Dai que as apresentações em São Luis enchem-se de importância para a finalização desse processo. Foi no centro da cidade, no dia 29 de maio, onde pudemos nos entregar ao caos da intervenção urbana “O Jardim das Flores de Plástico”, deixando-nos levar pelo transito da caótica Rua Grande, em meio a caixas de som anunciando produtos tecnológicos, pessoas correndo em busca de suas compras, sujeitos de vários territórios da cidade, mas pulsantes enquanto periferia-centro, tendo em vista que é lá onde a população periférica trabalha, nas lojas e outros serviços que se concentram no centro comercial de uma cidade. É aqui que o caos se instala de forma mais precisa. É onde mesmo os conceitos mais ralos de centro e periferia se misturam, e os atores se veem no meio de uma tormenta implosiva do seu teatro, saindo dos lugares comuns, agindo enquanto artistas-bomba, prestes a explodir junto, cedendo e intervindo nos fluxos, apaziguando e aterrorizando os lugares.
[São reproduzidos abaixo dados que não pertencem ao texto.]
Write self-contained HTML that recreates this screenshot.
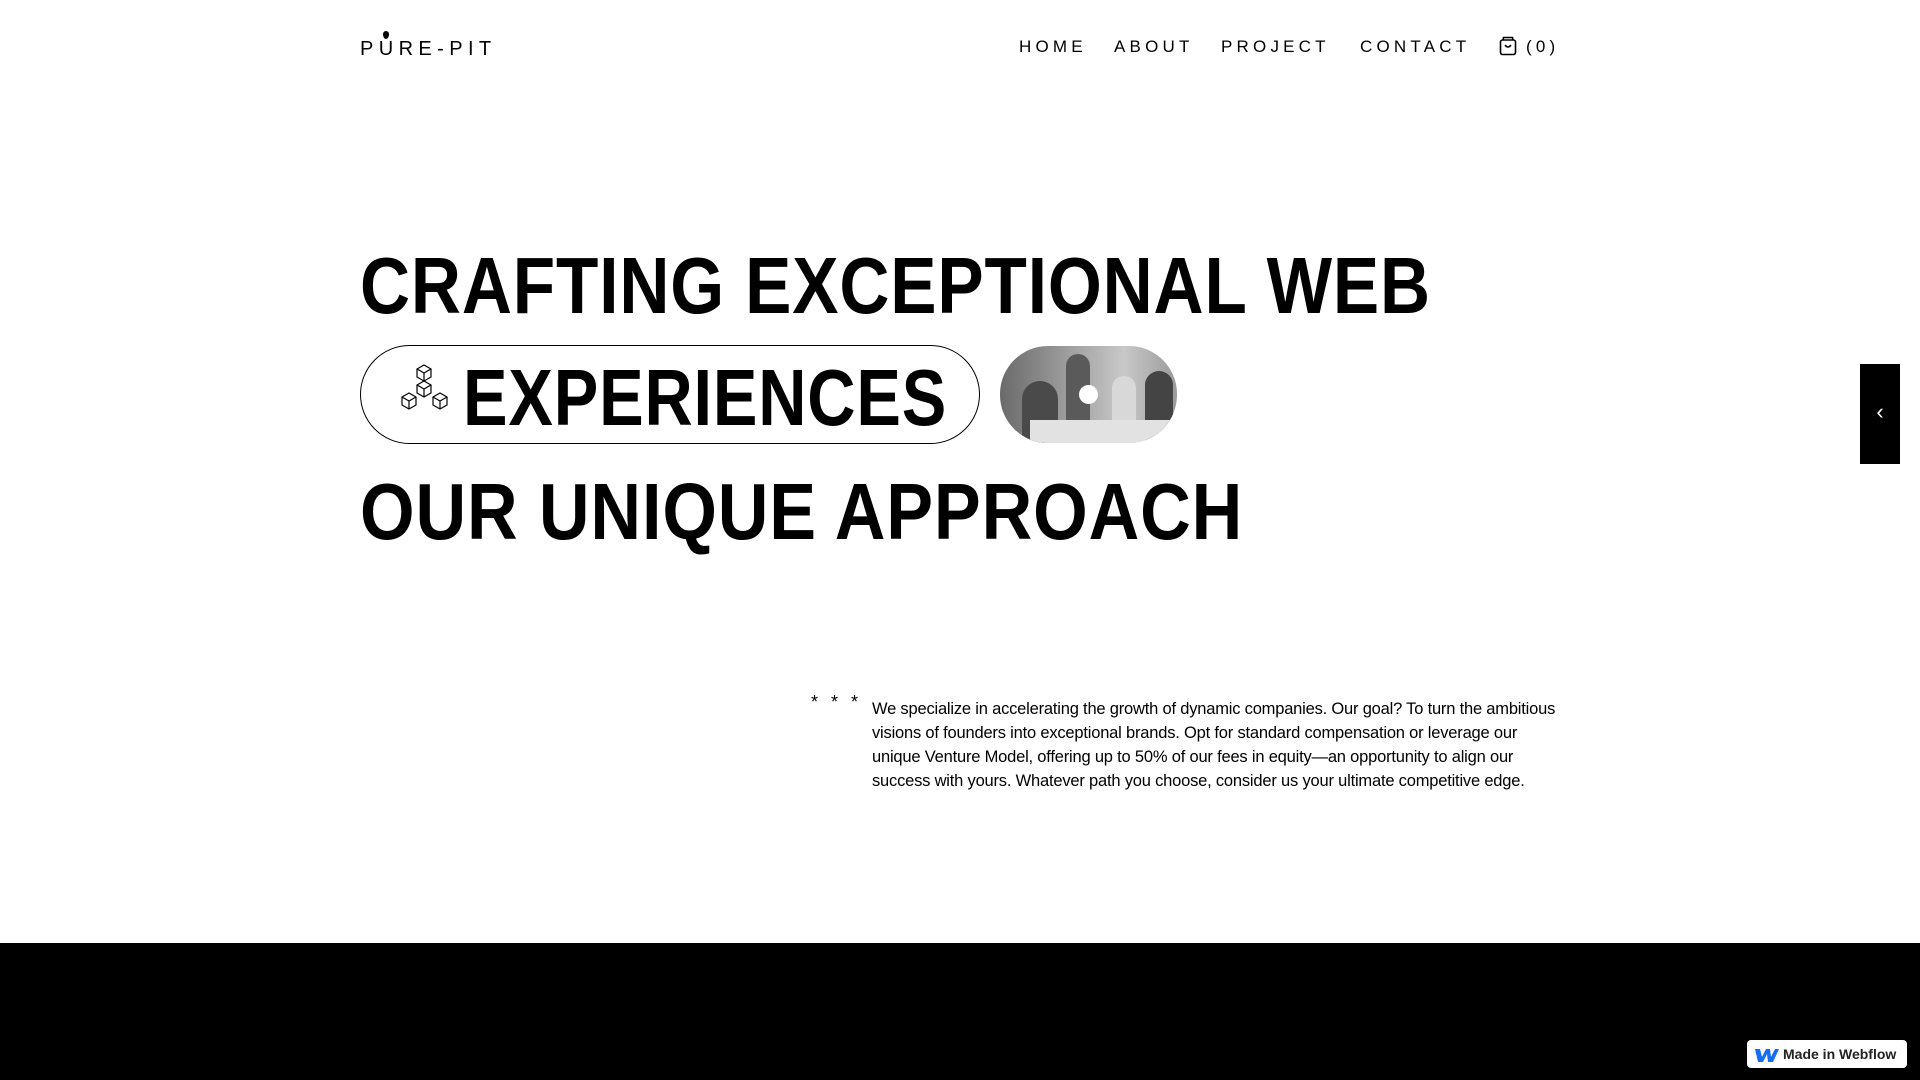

Esse olhar totalmente deslocado foi fundamental para a compreensão dessa ação estética. E como foi potente. Uma das experiências mais marcantes ao longo de todo o processo. Antes de irmos para a “guerra”, tivemos momentos de concentração da equipe, reconhecimento do território e demarcação de algumas compreensões. A primeira dela era a da postura de um turista-crítico, onde era necessário sairmos do olhar midiático sobre a cidade-marketing que estávamos entrando e lançar sobre aquelas ruas um olhar que leva em consideração, inclusive, os procedimentos de mercado que nelas operam. Não podíamos ver o azulejo maranhense como apenas objeto de fetiche de um capital mercadológico, mas como dispositivo para a própria reflexão sobre a cidade, sobre o que suas arquiteturas significam e como elas nos atravessam.

E assim a coisa aconteceu. Um verdadeiro acontecimento que, por instantes e flashs rápidos, parava o fluxo do centro para fechar uma roda e em outros de dissipava no meio da multidão para a criação ritualística de outro ato. Trabalhadores que de dentro de suas vitrines e lojas saiam curiosos para a rua, e num instante de curiosidade já filmavam as ações perguntando, inquietos, o que estava acontecendo. O programa/folder era entregue de forma rápida pela equipe de apoio do trabalho mas, sem tempo para maiores explicações, a cena já se escorria, deslocando-se e já estava em outra esquina, na frente de um banco poderoso ou de uma loja de grandes marcas. Experiências que deslocavam o olhar das pessoas naquelas ruas. Experiências que por um minuto ou dois traziam para os espectadores um deslocamento do que acontece habitualmente naquelas calçadas. Minutos muito significativos tendo em vista o tempo acelerado em que vivemos e a dificuldade de garantir a atenção de uma pessoa por muito tempo, principalmente no corre-corre de um centro comercial.

O caos se instaurou: em nós principalmente. Talvez por ser a penúltima apresentação os atores estavam mais livres, mais dispostos ao exercício sempre instigado de ceder e intervir, de se tranquilizar e sair dos ditames conceituais do que é teatro de rua, do que é performance, e do que é intervenção urbana. Criamos uma poética nossa, incapaz de ser reproduzida em outro lugar, incapaz de ser a mesma na apresentação seguinte. No sábado encerramos as atividades pelas ruas do Viva Fé em Deus, em São Luis, outra periferia, outro lugar poético, cativador de uma singularidade tremenda, capaz de intervir sobre a nossa obra e, num diálogo constante, produzir um novo acontecimento em cada momento que os atores saíram pelas ruas com suas pernas de pau entoando seu cântico de liberdade. Cada apresentação fez isso em nós: provocou-nos a liberdade, em atos únicos de singularidade, suspiros de prazer, vivências que muito difícil podem ser repetidas, dada a multiplicidade das experiências que são possíveis de ser vividas nas nossas periferias. Queremos todas: as mais belas. As histórias podem ser outras. Cada ato nosso será outro. E será. A rua, em especial as periferias por onde passamos, nos provou que outros discursos podem ser escritos, outros trajetos podem ser feitos, outras conexões prováveis podem ser delineadas. E estamos aqui pra isso: artistas periféricos, negros, suburbanos, subdesenvolvidos, loucos pra gritar o quanto esse discurso segregador e violento sobre as periferias pode ser invertido.